Within a week, it was clear that Son was picking up a great deal of Korean. During meals, he'd suddenly interject phrases like, "이거 맛있다" (This tastes delicious) and 이거뜨거워요? (Is this hot?) He could say 감사합니다 (thank you) and it became clear that our experiment in Korean language immersion was working. Within three weeks, he could speak a lot more; Daughters had a far more extended vocabulary and were watching DVD's in Korean with English subtitles and learning a ton of vocabulary and phrases. (In particular, Max and Ruby, dubbed in Korean with English subtitles was a huge hit.)
But it was during our flight back that I was most surprised by Son. During an exchange with a flight attendant (another pretty one, but with whom I did not have to fight with regarding the restroom) I spoke Korean to her, and then the flight attendant turned and spoke English to another passenger. Son carefully watched her and then turned to me and said, "She speaks two languages. I speak two languages too."

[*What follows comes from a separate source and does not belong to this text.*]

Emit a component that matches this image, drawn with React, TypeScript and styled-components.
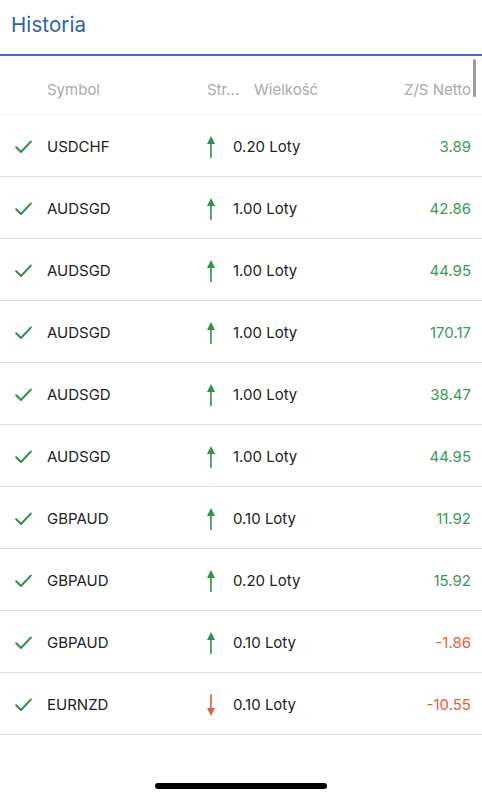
import React from "react";
import styled, { createGlobalStyle } from "styled-components";

const Global = createGlobalStyle`
  html, body { margin: 0; padding: 0; background: #fff; }
  body { font-family: Inter, "Noto Sans", "Liberation Sans", sans-serif; -webkit-font-smoothing: antialiased; }
`;

const Screen = styled.div`
  position: relative;
  width: 482px;
  height: 800px;
  overflow: hidden;
  background: #fff;
`;

const TitleBar = styled.header`
  height: 56px;
  display: flex;
  align-items: center;
  padding: 0 11px 5px;
  box-sizing: border-box;
  border-bottom: 2px solid #3d6fb3;
`;

const Title = styled.h1`
  margin: 0;
  font-size: 20.5px;
  font-weight: 400;
  color: #2f61a5;
  letter-spacing: 0.1px;
`;

const HeaderRow = styled.div`
  height: 59px;
  box-sizing: border-box;
  padding-top: 8px;
  display: grid;
  grid-template-columns: 47px 160px 47px 1fr auto;
  align-items: center;
  padding-right: 11px;
  border-bottom: 1px solid #f2f2f2;
  font-size: 15px;
  color: #a9a9a9;
`;

const HeadCell = styled.span<{ $col: number }>`
  grid-column: ${(p) => p.$col};
  white-space: nowrap;
`;

const Row = styled.div`
  height: 62px;
  box-sizing: border-box;
  display: grid;
  grid-template-columns: 47px 153px 22px 1fr auto;
  align-items: center;
  padding-right: 11px;
  padding-top: 2px;
  border-bottom: 1.5px solid #dedede;
  font-size: 15px;
  color: #222;
`;

const CheckCell = styled.div`
  display: flex;
  padding-left: 15px;
  padding-top: 1px;
`;

const ArrowCell = styled.div`
  display: flex;
  justify-content: center;
  padding-top: 1px;
`;

const Volume = styled.span`
  padding-left: 11px;
`;

const Value = styled.span<{ $neg: boolean }>`
  color: ${(p) => (p.$neg ? "#e5603a" : "#3a9a53")};
  text-align: right;
`;

const ScrollThumb = styled.div`
  position: absolute;
  right: 6px;
  top: 59px;
  width: 3px;
  height: 38px;
  border-radius: 2px;
  background: #9c9c9c;
`;

const HomeIndicator = styled.div`
  position: absolute;
  left: 155px;
  top: 783px;
  width: 172px;
  height: 6px;
  border-radius: 3px;
  background: #000;
`;

const GREEN = "#2f9548";
const RED = "#e5603a";

const Check = () => (
  <svg width="17" height="14" viewBox="0 0 17 14">
    <path d="M1.2 7.2 L6 12 L15.8 1.6" fill="none" stroke="#2f8f4a" strokeWidth="2" strokeLinecap="round" strokeLinejoin="round" />
  </svg>
);

const Arrow = ({ up }: { up: boolean }) => (
  <svg width="10" height="24" viewBox="0 0 10 24" style={{ transform: up ? undefined : "rotate(180deg)" }}>
    <path d="M5 1 L9 9 L1 9 Z" fill={up ? GREEN : RED} />
    <rect x="4.2" y="8" width="1.6" height="15" fill={up ? GREEN : RED} />
  </svg>
);

const rows = [
  { s: "USDCHF", v: "0.20", p: "3.89", up: true },
  { s: "AUDSGD", v: "1.00", p: "42.86", up: true },
  { s: "AUDSGD", v: "1.00", p: "44.95", up: true },
  { s: "AUDSGD", v: "1.00", p: "170.17", up: true },
  { s: "AUDSGD", v: "1.00", p: "38.47", up: true },
  { s: "AUDSGD", v: "1.00", p: "44.95", up: true },
  { s: "GBPAUD", v: "0.10", p: "11.92", up: true },
  { s: "GBPAUD", v: "0.20", p: "15.92", up: true },
  { s: "GBPAUD", v: "0.10", p: "-1.86", up: true },
  { s: "EURNZD", v: "0.10", p: "-10.55", up: false },
];

export default function App() {
  return (
    <Screen>
      <Global />
      <TitleBar>
        <Title>Historia</Title>
      </TitleBar>
      <HeaderRow>
        <HeadCell $col={2}>Symbol</HeadCell>
        <HeadCell $col={3}>Str...</HeadCell>
        <HeadCell $col={4}>Wielkość</HeadCell>
        <HeadCell $col={5}>Z/S Netto</HeadCell>
      </HeaderRow>
      {rows.map((r, i) => (
        <Row key={i}>
          <CheckCell>
            <Check />
          </CheckCell>
          <span>{r.s}</span>
          <ArrowCell>
            <Arrow up={r.up} />
          </ArrowCell>
          <Volume>{r.v} Loty</Volume>
          <Value $neg={r.p.startsWith("-")}>{r.p}</Value>
        </Row>
      ))}
      <ScrollThumb />
      <HomeIndicator />
    </Screen>
  );
}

I looked at him and said, "What two languages do you know?"
"Korean and English. See? I know English. 감사합니다 (Thank you.)"
"Mommy and Daddy, Grandma and Grandpa - we all speak two languages. Isn't it great?" I reminded him.
"I like two languages mom. My favorite word is 방구(fart)," he pronounced laughing hysterically.
"Yeah, I know. You love those two languages."
For a while longer, Son and Daughters will be more likely mixing the two languages together in some sort of strange concoction which Brother #1 likes to call Hanglish. I continue to speak more Korean at home than English and hopefully the next time we have an opportunity to go to Korea, Children will once again enjoy hearing intensely and speaking the other language.
This dish is sort of a fusion dish between what I know of Chinese braised pork belly and the flavors I like from the Korean food I normally eat. I can only say that Children GOBBLED it down and couldn't get enough of it. There were cries for 고기, 고기, 고기 (meat, meat, meat) as I sliced through the fully cooked pork belly. The flavor is rich with a hint of heat from the whole dried chilies, but nothing that Daughter #1, who is my spice hater, couldn't handle. You do need to take some time, as the braising portion can take up to an hour, but it doesn't need to be be anything to complicated or too difficult.
Braised Pork Belly Korean/Chinese Style
(adapted from A Korean Mother’s Cooking Notes by Sun-young Chang)
1 ½ lbs whole pork belly (Not sliced samgyupsahl)
3 ½ tablespoons canola or vegetable oil
3 ½ tablespoons honey
2 cups water
¼ cup soy sauce
¼ cup sake
5 cloves of garlic, sliced
5 slices of ginger
3 or 4 whole dried red chilies
3 tablespoons of honey
6-7 stalks green onion
Cut pork belly into 3 inch wide blocks. (or into large chunks, depending on your personal cut of belly.) Prepare green onions by cutting off the bottom third and reserving it for something later, and just using the middle and the dark green section. Cut into long strips. Prepare garlic, ginger and chili peppers. Set aside.
Heat oil in a medium saute pan over medium-high heat. Add honey. Sear pork belly on all sides, fatty side first to render the fat, about 2 minutes on each side. Remove pork from pan and place in a bowl of ice water to rinse off excess fat and make pork tender.
Wipe down saute pan removing excess oil and caramelized sugar, but don’t wipe it clean. Those brown bits will get deglazed during the braising process making for a delicious base. Add to the wiped down pan, water, soy sauce, sake, garlic slices, ginger slices, and chilies. Add the pork, and when the mixture begins to boil, reduce heat to low, cover, and simmer until meat is tender, about 30 minutes.) After 30 minutes, remove lid, add honey, and allow braising liquid to reduce and turn into glaze over low heat, about another 15 or 20 minutes. Add green onions and allow them to wilt and add a bit more liquid to the sauce and cook for another 5 minutes.
Remove pork from sauce. Allow to rest for 10 minutes, and then slice into ½ inch pieces. Serve with a bit of extra drizzle of the remaining pan juice if so desired.
Another language I know how to speak...YUM!
If you want a traditional Korean cookbook with good cooking tips, albeit quite a few omissions and some lack of clarity, this is a great one.